## Directions for this task
Looking at the listing, state how many of its lines contain the string "styles". Write only the number.

========================================

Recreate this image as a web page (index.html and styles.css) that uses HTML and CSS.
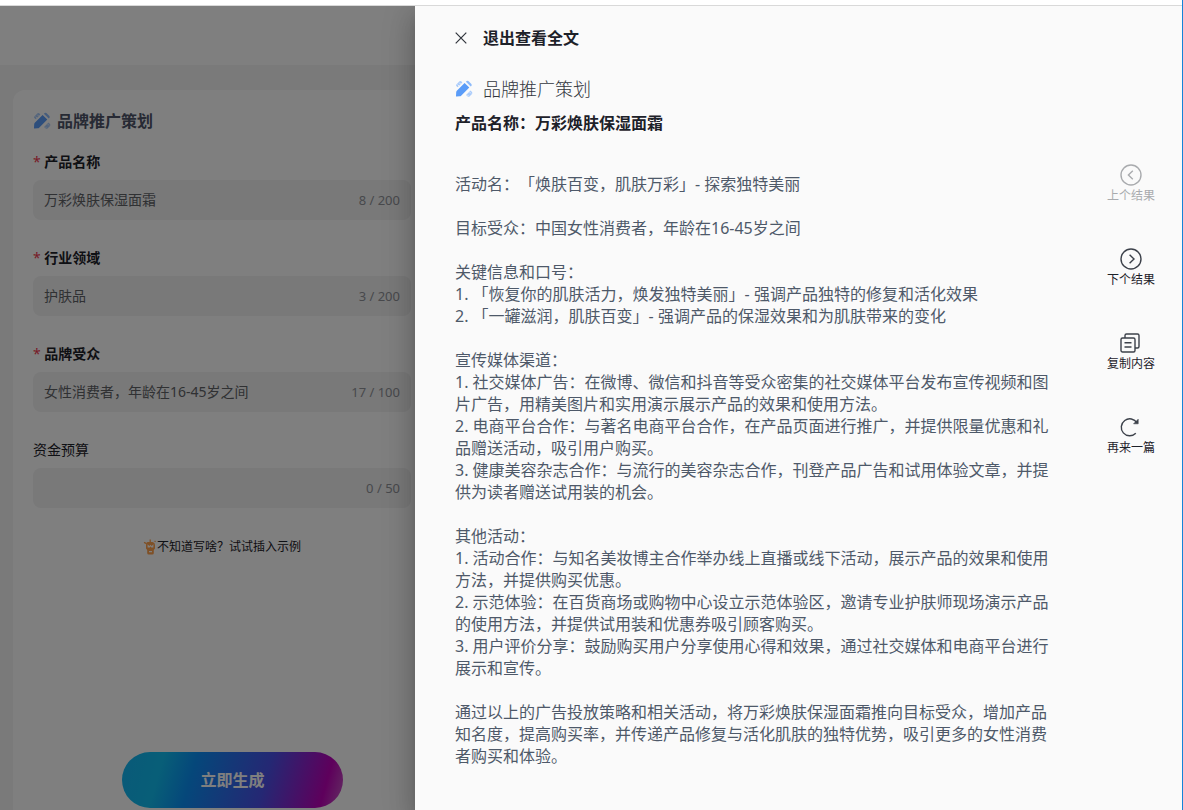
FILE: index.html
```html
<!DOCTYPE html>
<html lang="zh-CN">
<head>
<meta charset="utf-8">
<title>品牌推广策划</title>
<link rel="stylesheet" href="styles.css">
</head>
<body>
<svg class="defs" aria-hidden="true">
  <defs>
    <symbol id="design" viewBox="0 0 18 18">
      <path d="M1.200 4.800 4.200 1.400Q5.200.5 6.200 1.300L7.400 2.500 2.600 7.200 1.300 6Q.7 5.400 1.200 4.800Z" fill="#a9cbfb"/>
      <path d="M2.600 4.600 4 6M4.400 2.800l1.200 1.200" stroke="#fafafa" stroke-width=".8"/>
      <path d="M11 15 15.500 10.600 17 12.100Q17.800 13 17 13.900L14.500 16.400Q13.600 17.200 12.700 16.500Z" fill="#a9cbfb"/>
      <path d="M13.300 15.800 12.300 14.800M16 13.400l-1.200-1.200" stroke="#fafafa" stroke-width=".8"/>
      <path d="M1.200 12.200Q1.200 11.300 1.800 10.700L9.600 2.900 14.300 7.500 6.400 15.400Q5.600 16.200 4.600 16.300L1.600 16.600Q.9 16.600 1 15.900Z" fill="#5a9cf8"/>
      <path d="M10.900 1.700 11.600 1Q12.500.3 13.400 1.100L16.400 4.100Q17.100 5 16.400 5.900L15.700 6.500Z" fill="#8dbafa"/>
    </symbol>
  </defs>
</svg>
<div class="window">
  <div class="strip"></div>
  <div class="app">
    <header class="topbar"></header>
    <main class="page">
      <form class="card">
        <h1 class="card-title"><svg class="design"><use href="#design"/></svg>品牌推广策划</h1>
        <div class="fields">
          <div class="field">
            <label class="label required" for="name">产品名称</label>
            <div class="box"><input id="name" type="text" value="万彩焕肤保湿面霜"><span class="count">8 / 200</span></div>
          </div>
          <div class="field">
            <label class="label required" for="industry">行业领域</label>
            <div class="box"><input id="industry" type="text" value="护肤品"><span class="count">3 / 200</span></div>
          </div>
          <div class="field">
            <label class="label required" for="audience">品牌受众</label>
            <div class="box"><input id="audience" type="text" value="女性消费者，年龄在16-45岁之间"><span class="count">17 / 100</span></div>
          </div>
          <div class="field">
            <label class="label" for="budget">资金预算</label>
            <div class="box"><input id="budget" type="text"><span class="count">0 / 50</span></div>
          </div>
          <button class="tip" type="button">
            <svg class="bulb" viewBox="0 0 14 16"><path d="M4.500 3h5Q12 3.400 12 6v3.500L10.800 11v3Q10.800 15.500 9.300 15.500H5.700Q4.200 15.500 4.200 14v-3L3 9.500V6Q3 3.400 4.500 3Z" fill="#ffa04c"/><path d="M7.200.6V3M1 3.400 3.600 4.600M11.600 2.800l.9-.8" stroke="#ffa04c" stroke-width="1.300"/><path d="M5.200 8.600V6.800l1.100 1.100 1.200-1.200 1.200 1.200 1.100-1.100v1.800M6 12.600h3" fill="none" stroke="#fff" stroke-width="1.200"/></svg>不知道写啥？试试插入示例
          </button>
        </div>
        <button class="submit" type="button">立即生成</button>
      </form>
    </main>
    <div class="mask"></div>
    <aside class="drawer" role="dialog" aria-label="查看全文">
      <button class="exit" type="button">
        <svg class="close" viewBox="0 0 12 12"><path d="M.7.7l10.600 10.600M11.300.7.7 11.300" stroke="#30343c" stroke-width="1.200" fill="none"/></svg>退出查看全文
      </button>
      <h2 class="doc-title"><svg class="design"><use href="#design"/></svg>品牌推广策划</h2>
      <h3 class="doc-subject">产品名称：万彩焕肤保湿面霜</h3>
      <div class="doc">
        <article class="article">
          <p>活动名：「焕肤百变，肌肤万彩」- 探索独特美丽</p>
          <p>目标受众：中国女性消费者，年龄在16-45岁之间</p>
          <p>关键信息和口号：<br>1. 「恢复你的肌肤活力，焕发独特美丽」- 强调产品独特的修复和活化效果<br>2. 「一罐滋润，肌肤百变」- 强调产品的保湿效果和为肌肤带来的变化</p>
          <p>宣传媒体渠道：<br>1. 社交媒体广告：在微博、微信和抖音等受众密集的社交媒体平台发布宣传视频和图片广告，用精美图片和实用演示展示产品的效果和使用方法。<br>2. 电商平台合作：与著名电商平台合作，在产品页面进行推广，并提供限量优惠和礼品赠送活动，吸引用户购买。<br>3. 健康美容杂志合作：与流行的美容杂志合作，刊登产品广告和试用体验文章，并提供为读者赠送试用装的机会。</p>
          <p>其他活动：<br>1. 活动合作：与知名美妆博主合作举办线上直播或线下活动，展示产品的效果和使用方法，并提供购买优惠。<br>2. 示范体验：在百货商场或购物中心设立示范体验区，邀请专业护肤师现场演示产品的使用方法，并提供试用装和优惠券吸引顾客购买。<br>3. 用户评价分享：鼓励购买用户分享使用心得和效果，通过社交媒体和电商平台进行展示和宣传。</p>
          <p>通过以上的广告投放策略和相关活动，将万彩焕肤保湿面霜推向目标受众，增加产品知名度，提高购买率，并传递产品修复与活化肌肤的独特优势，吸引更多的女性消费者购买和体验。</p>
        </article>
        <nav class="actions">
          <button class="action" type="button" disabled><svg viewBox="0 0 22 22"><circle cx="11" cy="11" r="10"/><path d="M12.800 6.800 8.400 11l4.400 4.200"/></svg>上个结果</button>
          <button class="action" type="button"><svg viewBox="0 0 22 22"><circle cx="11" cy="11" r="10"/><path d="M9.600 6.800 14 11l-4.400 4.200"/></svg>下个结果</button>
          <button class="action" type="button"><svg viewBox="0 0 22 22"><rect x="1" y="6" width="14" height="14" rx="1.500"/><path d="M5 6V3.500Q5 2 6.500 2H17.500Q19 2 19 3.500V14.500Q19 16 17.500 16H15M4.500 10.800h7M4.500 15h7"/></svg>复制内容</button>
          <button class="action" type="button"><svg viewBox="0 0 22 22"><path d="M15.800 17.300A8.500 8.500 0 1 1 17 6.800"/><path d="M18.200 3.200v4.600h-4.600Z" fill="currentColor" stroke-width=".6"/></svg>再来一篇</button>
        </nav>
      </div>
    </aside>
  </div>
</div>
</body>
</html>
```

FILE: styles.css
```css
* { box-sizing: border-box; }

body, h1, h2, h3, p { margin: 0; }

body {
  font-family: "Noto Sans", "Noto Sans CJK SC", sans-serif;
  font-size: 14px;
  line-height: 20px;
  color: #1d2129;
  text-spacing-trim: space-all;
}

button, input {
  padding: 0;
  border: 0;
  background: none;
  font: inherit;
  color: inherit;
}

.defs { display: none; }

.window {
  display: flex;
  flex-direction: column;
  height: 100vh;
  border-right: 1px solid #1583d8;
  overflow: hidden;
}

.strip {
  flex: none;
  height: 6px;
  border-bottom: 1px solid #d9d9d9;
  background: #fff;
}

.app {
  position: relative;
  flex: 1;
  display: flex;
  flex-direction: column;
  min-height: 0;
  overflow: hidden;
}

.topbar {
  flex: none;
  height: 59px;
  background: #fff;
}

.page {
  flex: 1;
  display: flex;
  min-height: 0;
  padding: 25px 13px 0;
  background: #f4f4f5;
}

.card {
  display: flex;
  flex-direction: column;
  width: 439px;
  padding: 20px 20px 2px;
  border-radius: 12px 12px 0 0;
  background: #fff;
}

.design { width: 18px; height: 18px; }

.card-title {
  display: flex;
  align-items: center;
  gap: 6px;
  font-size: 16px;
  font-weight: 700;
  line-height: 22px;
  color: #4e5468;
}

.fields {
  flex: 1;
  display: flex;
  flex-direction: column;
  gap: 28px;
  padding: 20px 21px 0 0;
}

.field {
  display: flex;
  flex-direction: column;
  gap: 8px;
}

.required { font-weight: 700; }

.required::before {
  content: "* ";
  font-weight: 400;
  color: #f0384f;
}

.box {
  display: flex;
  align-items: center;
  height: 40px;
  padding: 0 11px;
  border-radius: 8px;
  background: #f2f2f3;
}

.box input {
  flex: 1;
  min-width: 0;
  outline: 0;
  color: #606266;
}

.count {
  font-size: 13px;
  color: #909399;
}

.tip {
  display: flex;
  align-items: center;
  align-self: center;
  font-size: 12px;
  line-height: 22px;
}

.bulb { width: 14px; height: 16px; }

.submit {
  align-self: center;
  width: 221px;
  height: 56px;
  border-radius: 28px;
  background: linear-gradient(106deg, #13b4f2 0%, #10bdf0 18%, #0a8ff5 32%, #4a50e8 64%, #bd00b8 90%, #c65fc6 100%);
  font-size: 16px;
  font-weight: 700;
  color: #fff;
}

.mask {
  position: absolute;
  inset: 0;
  background: rgba(0, 0, 0, .5);
}

.drawer {
  position: absolute;
  inset: 0 0 0 415px;
  display: flex;
  flex-direction: column;
  align-items: flex-start;
  padding: 20px 27px 0 40px;
  background: #fafafa;
  box-shadow: 0 8px 10px -5px rgba(0, 0, 0, .2), 0 16px 24px 2px rgba(0, 0, 0, .14), 0 6px 30px 5px rgba(0, 0, 0, .12);
}

.exit {
  display: flex;
  align-items: center;
  gap: 16px;
  font-size: 16px;
  font-weight: 700;
  line-height: 24px;
}

.close { width: 12px; height: 12px; }

.doc-title {
  display: flex;
  align-items: center;
  gap: 10px;
  margin-top: 26px;
  font-size: 18px;
  font-weight: 300;
  line-height: 26px;
  color: #33373e;
}

.doc-subject {
  margin-top: 9px;
  font-size: 16px;
  font-weight: 700;
  line-height: 24px;
}

.doc {
  display: flex;
  align-self: stretch;
  gap: 52px;
  margin-top: 38px;
}

.article {
  flex: 1;
  display: flex;
  flex-direction: column;
  gap: 22px;
  font-size: 16px;
  line-height: 22px;
  color: #4e5969;
}

.actions {
  display: flex;
  flex-direction: column;
  gap: 42px;
  margin-top: -9px;
}

.action {
  display: flex;
  flex-direction: column;
  align-items: center;
  font-size: 12px;
  line-height: 20px;
}

.action svg {
  width: 22px;
  height: 22px;
  fill: none;
  stroke: #3c414a;
  stroke-width: 1.4;
  color: #3c414a;
}

.action:disabled { color: #a9abae; }

.action:disabled svg { stroke: #a9abae; }
```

========================================

## Written answer
3